§ What you will do: Look through the data and write out every line with the word "styles" in it.

§ Record excerpts:
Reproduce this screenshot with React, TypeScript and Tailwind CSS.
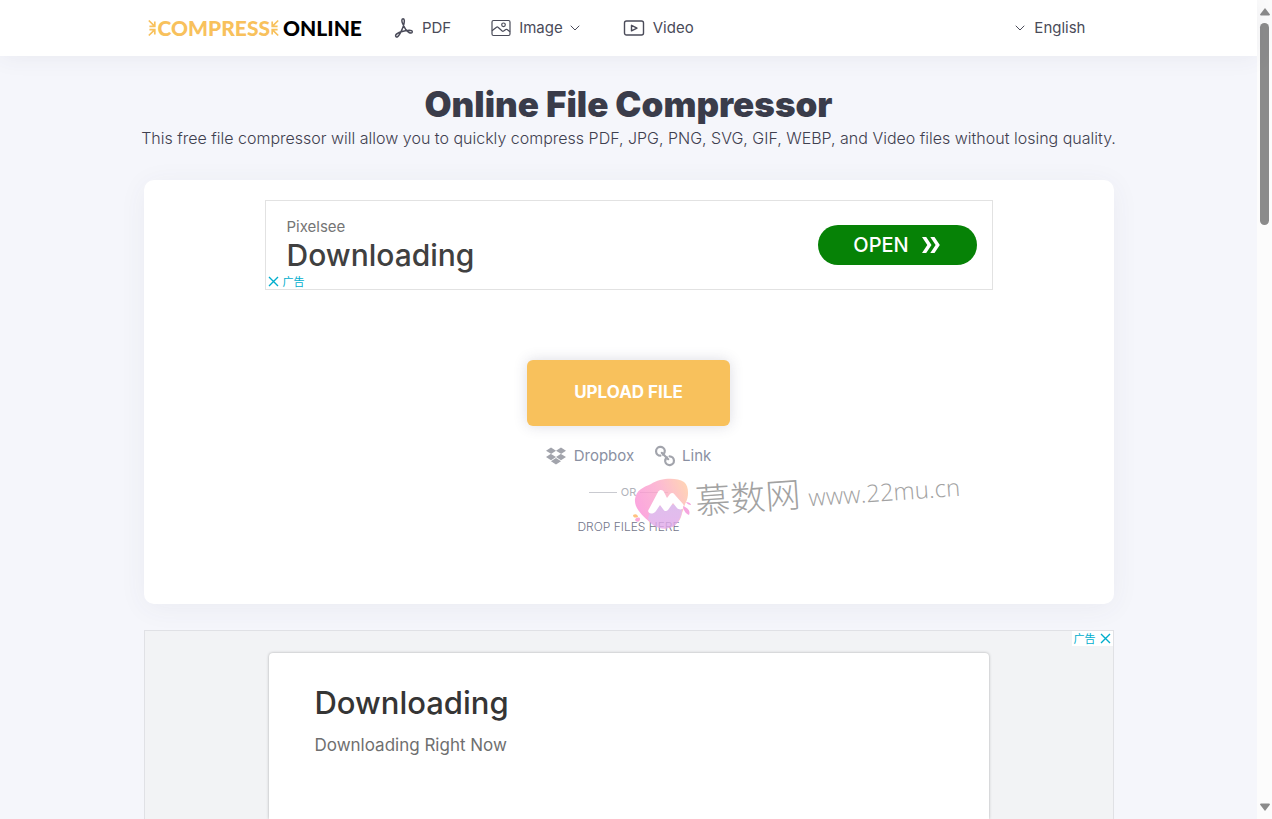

--

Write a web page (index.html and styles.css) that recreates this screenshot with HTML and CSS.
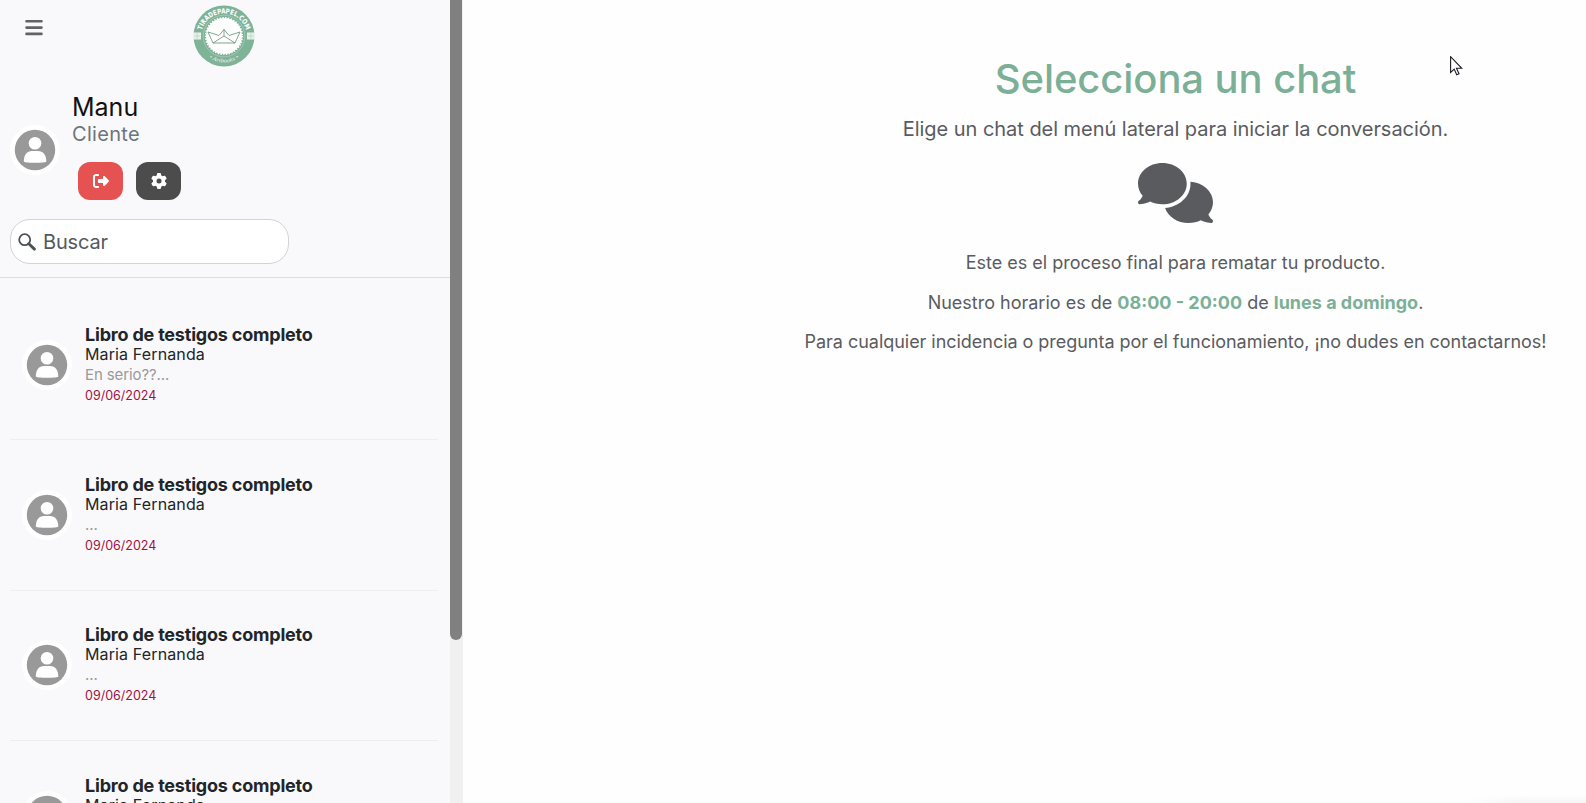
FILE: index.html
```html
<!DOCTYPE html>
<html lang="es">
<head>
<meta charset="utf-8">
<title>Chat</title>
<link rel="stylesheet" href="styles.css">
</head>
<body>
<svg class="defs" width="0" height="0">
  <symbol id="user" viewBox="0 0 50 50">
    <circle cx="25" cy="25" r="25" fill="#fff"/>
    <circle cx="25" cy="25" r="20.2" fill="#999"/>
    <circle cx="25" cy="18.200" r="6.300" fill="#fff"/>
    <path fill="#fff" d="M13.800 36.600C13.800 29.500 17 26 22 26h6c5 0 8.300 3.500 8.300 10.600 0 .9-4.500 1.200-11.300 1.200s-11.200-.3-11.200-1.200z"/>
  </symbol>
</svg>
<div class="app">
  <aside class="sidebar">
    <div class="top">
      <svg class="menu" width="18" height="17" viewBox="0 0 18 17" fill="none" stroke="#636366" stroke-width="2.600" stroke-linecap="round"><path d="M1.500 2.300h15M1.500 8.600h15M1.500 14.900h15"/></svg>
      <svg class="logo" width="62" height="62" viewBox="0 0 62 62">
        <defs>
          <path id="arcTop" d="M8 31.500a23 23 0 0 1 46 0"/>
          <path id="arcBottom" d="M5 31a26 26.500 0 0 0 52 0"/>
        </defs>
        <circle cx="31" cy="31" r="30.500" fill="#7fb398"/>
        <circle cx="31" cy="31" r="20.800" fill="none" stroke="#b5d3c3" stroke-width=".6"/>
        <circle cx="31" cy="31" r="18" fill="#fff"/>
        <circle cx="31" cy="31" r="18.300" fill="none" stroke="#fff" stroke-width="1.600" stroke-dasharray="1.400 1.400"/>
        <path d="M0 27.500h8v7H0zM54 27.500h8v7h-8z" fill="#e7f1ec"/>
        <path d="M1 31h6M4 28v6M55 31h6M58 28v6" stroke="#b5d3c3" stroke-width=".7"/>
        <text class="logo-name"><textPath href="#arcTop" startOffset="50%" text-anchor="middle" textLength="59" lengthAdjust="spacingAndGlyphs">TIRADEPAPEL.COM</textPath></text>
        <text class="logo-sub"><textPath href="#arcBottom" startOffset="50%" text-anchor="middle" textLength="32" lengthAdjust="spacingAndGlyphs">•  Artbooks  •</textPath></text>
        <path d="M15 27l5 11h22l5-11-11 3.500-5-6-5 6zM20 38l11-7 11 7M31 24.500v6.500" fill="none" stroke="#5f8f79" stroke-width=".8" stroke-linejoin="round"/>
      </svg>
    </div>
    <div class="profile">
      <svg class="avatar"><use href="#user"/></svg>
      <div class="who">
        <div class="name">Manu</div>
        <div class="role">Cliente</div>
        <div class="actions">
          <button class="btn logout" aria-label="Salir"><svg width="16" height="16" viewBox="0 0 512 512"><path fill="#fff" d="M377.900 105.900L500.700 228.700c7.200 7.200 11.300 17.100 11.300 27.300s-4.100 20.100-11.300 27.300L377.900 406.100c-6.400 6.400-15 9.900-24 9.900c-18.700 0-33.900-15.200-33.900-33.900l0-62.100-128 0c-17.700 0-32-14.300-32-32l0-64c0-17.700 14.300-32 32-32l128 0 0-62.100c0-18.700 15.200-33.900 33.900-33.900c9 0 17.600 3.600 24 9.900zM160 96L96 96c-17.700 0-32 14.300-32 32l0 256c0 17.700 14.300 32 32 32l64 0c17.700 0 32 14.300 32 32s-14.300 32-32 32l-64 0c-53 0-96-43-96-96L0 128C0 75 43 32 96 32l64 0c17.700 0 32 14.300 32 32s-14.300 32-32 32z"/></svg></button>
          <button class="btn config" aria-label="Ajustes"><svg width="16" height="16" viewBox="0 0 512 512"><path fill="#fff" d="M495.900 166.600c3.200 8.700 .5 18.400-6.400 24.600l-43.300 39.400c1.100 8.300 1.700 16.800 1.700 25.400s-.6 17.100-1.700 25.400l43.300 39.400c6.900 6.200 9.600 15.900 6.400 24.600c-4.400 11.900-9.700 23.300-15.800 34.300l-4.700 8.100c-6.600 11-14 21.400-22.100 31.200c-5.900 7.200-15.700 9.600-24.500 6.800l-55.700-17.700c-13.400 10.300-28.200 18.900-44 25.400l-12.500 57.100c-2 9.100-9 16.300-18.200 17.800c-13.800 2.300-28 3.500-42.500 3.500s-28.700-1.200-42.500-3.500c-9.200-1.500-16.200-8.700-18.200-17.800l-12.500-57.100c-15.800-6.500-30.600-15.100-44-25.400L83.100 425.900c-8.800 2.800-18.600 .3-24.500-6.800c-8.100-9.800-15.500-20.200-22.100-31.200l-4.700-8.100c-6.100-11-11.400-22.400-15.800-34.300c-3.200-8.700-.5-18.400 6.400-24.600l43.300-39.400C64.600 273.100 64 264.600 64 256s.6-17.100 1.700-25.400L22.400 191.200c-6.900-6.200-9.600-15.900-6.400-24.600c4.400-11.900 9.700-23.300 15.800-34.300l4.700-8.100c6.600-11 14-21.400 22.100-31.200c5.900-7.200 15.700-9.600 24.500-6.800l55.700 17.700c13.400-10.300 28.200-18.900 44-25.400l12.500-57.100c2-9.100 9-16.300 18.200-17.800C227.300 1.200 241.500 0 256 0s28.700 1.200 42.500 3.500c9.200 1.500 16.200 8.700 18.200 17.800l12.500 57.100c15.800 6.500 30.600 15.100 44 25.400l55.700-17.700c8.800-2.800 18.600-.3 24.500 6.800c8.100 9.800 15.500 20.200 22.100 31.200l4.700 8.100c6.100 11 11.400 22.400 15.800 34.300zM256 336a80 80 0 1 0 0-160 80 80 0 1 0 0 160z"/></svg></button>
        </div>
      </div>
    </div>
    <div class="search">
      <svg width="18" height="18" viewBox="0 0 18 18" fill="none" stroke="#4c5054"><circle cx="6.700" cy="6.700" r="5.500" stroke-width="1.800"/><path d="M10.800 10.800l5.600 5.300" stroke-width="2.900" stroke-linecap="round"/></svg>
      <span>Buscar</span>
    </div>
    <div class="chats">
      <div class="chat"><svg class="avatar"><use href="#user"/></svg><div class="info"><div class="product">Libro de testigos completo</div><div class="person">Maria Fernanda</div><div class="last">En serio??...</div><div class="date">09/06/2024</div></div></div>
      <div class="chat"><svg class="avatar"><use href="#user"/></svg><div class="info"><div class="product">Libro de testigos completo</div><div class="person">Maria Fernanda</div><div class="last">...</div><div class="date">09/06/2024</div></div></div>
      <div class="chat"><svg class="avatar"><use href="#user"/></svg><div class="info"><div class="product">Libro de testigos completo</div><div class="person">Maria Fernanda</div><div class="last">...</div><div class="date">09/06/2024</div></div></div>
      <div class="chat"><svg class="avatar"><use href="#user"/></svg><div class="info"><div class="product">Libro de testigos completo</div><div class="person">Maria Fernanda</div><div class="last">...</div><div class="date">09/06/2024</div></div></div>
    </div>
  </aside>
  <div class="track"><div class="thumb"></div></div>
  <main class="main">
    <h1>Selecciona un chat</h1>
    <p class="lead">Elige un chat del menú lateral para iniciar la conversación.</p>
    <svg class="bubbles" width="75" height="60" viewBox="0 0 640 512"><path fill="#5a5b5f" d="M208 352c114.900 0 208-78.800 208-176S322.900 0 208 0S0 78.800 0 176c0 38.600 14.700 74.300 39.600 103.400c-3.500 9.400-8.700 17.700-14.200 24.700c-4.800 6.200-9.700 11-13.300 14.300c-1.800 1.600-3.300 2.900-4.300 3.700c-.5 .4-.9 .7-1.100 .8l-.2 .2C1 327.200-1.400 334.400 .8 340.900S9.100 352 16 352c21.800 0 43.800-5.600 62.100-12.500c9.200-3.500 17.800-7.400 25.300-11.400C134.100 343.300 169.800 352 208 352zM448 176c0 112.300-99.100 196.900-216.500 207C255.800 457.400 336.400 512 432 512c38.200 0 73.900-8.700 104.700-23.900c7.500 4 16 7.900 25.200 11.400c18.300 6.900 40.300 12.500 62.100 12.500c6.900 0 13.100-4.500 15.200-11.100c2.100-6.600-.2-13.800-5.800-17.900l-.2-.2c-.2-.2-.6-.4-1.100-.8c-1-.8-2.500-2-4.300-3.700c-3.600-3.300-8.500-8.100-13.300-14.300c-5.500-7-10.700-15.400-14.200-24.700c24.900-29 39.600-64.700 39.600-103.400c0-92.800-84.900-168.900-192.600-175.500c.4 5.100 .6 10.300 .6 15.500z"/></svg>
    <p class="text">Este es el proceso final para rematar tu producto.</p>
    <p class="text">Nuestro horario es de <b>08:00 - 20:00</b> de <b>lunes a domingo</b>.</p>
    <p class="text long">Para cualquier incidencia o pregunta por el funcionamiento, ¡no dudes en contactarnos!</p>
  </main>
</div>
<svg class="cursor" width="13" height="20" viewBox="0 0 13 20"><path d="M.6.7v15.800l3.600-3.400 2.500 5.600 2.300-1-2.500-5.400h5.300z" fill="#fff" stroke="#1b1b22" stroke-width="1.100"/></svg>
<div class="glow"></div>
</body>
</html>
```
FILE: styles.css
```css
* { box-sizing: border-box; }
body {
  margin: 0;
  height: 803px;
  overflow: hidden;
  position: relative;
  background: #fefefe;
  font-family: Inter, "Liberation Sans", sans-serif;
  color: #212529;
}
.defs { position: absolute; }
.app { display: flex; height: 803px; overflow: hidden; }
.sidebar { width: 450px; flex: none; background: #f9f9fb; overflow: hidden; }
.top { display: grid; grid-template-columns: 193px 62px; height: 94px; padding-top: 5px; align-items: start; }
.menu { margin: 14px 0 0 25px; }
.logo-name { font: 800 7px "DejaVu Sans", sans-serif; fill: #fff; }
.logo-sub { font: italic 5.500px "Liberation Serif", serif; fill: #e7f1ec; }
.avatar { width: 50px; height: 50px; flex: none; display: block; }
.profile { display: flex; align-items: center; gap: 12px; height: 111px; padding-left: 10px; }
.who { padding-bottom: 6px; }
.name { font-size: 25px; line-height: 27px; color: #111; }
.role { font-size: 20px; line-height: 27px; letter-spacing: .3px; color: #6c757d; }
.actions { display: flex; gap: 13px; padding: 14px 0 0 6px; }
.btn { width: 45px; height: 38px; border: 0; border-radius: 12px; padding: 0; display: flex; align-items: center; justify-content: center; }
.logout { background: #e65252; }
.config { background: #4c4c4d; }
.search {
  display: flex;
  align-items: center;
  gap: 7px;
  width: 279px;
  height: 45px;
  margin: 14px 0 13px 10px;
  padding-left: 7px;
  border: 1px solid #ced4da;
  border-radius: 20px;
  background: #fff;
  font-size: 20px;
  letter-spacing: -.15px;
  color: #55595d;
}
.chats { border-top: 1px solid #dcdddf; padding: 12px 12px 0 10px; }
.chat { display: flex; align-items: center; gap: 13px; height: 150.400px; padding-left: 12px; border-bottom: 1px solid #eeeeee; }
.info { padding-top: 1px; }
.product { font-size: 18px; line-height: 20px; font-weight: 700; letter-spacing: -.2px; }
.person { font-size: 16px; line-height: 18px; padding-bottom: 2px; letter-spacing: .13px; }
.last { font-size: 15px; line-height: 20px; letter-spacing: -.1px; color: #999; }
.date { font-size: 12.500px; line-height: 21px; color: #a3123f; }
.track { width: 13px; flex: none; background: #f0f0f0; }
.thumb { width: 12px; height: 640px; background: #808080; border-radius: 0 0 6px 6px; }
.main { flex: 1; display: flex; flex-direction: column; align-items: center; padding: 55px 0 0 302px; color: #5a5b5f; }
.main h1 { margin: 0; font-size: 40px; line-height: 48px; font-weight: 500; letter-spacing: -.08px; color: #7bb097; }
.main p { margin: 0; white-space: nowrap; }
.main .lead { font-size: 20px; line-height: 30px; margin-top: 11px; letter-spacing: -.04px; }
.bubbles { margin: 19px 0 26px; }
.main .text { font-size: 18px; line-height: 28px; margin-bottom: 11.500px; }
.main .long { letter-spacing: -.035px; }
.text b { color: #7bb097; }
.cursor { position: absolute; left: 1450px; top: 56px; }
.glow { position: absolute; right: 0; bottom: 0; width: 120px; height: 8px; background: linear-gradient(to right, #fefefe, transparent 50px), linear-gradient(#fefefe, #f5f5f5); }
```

§ Output:
Write a web page (index.html and styles.css) that recreates this screenshot with HTML and CSS.
<link rel="stylesheet" href="styles.css">
FILE: styles.css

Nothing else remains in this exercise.